Automated time domain modeling of linear and nonlinear microwave circuits using recurrent neural networks

Abstract

In this article, a recurrent neural network (RNN) method is employed for dynamic time-domain modeling of both linear and nonlinear microwave circuits. An automated RNN modeling technique is proposed to efficiently determine the training waveform distribution and internal RNN structure during the offline training process. This technique extends a recent automatic model generation (AMG) algorithm from frequency-domain model generation to dynamic time-domain model generation. Two types of applications of the algorithm are presented, transient electromagnetic (EM) behavior modeling of microwave structures, and time-domain envelope modeling of power amplifiers (PA). For transient EM modeling, we consider EM structures with varying material and geometrical parameters.
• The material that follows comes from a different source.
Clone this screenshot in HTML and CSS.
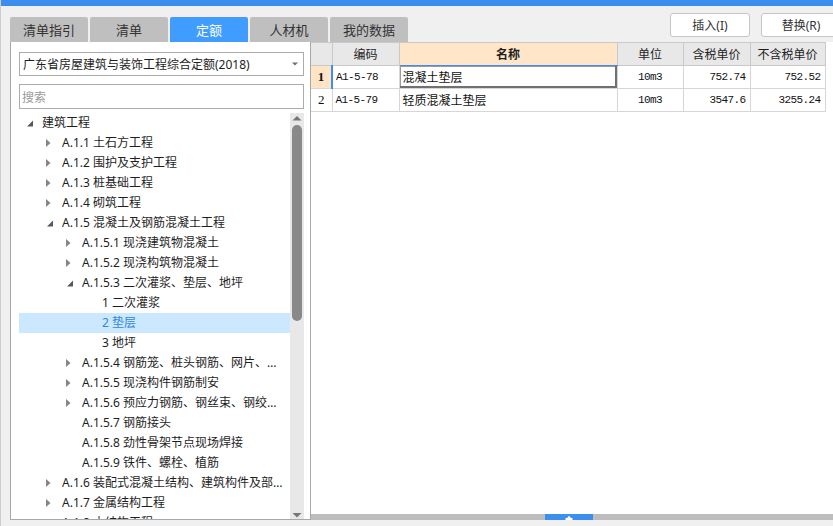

AMG automatically varies the EM structural parameters during training and drives time-domain EM simulators to generate necessary amount of data for RNN to learn. AMG aims to model the transient behavior with minimum RNN order while satisfying accuracy requirements. In modeling PA behavior, an envelope formulation is used to specifically learn the AM/AM and AM/PM distortions due to third-generation (3G) digital modulation input. The RNN PA model is able to model these time domain distortions after training and can accurately model the amplifier behavior in both time (AM/AM, AM/PM) and frequency (spectral re-growth). © 2008 Wiley Periodicals, Inc. Int J RF and Microwave CAE, 2008.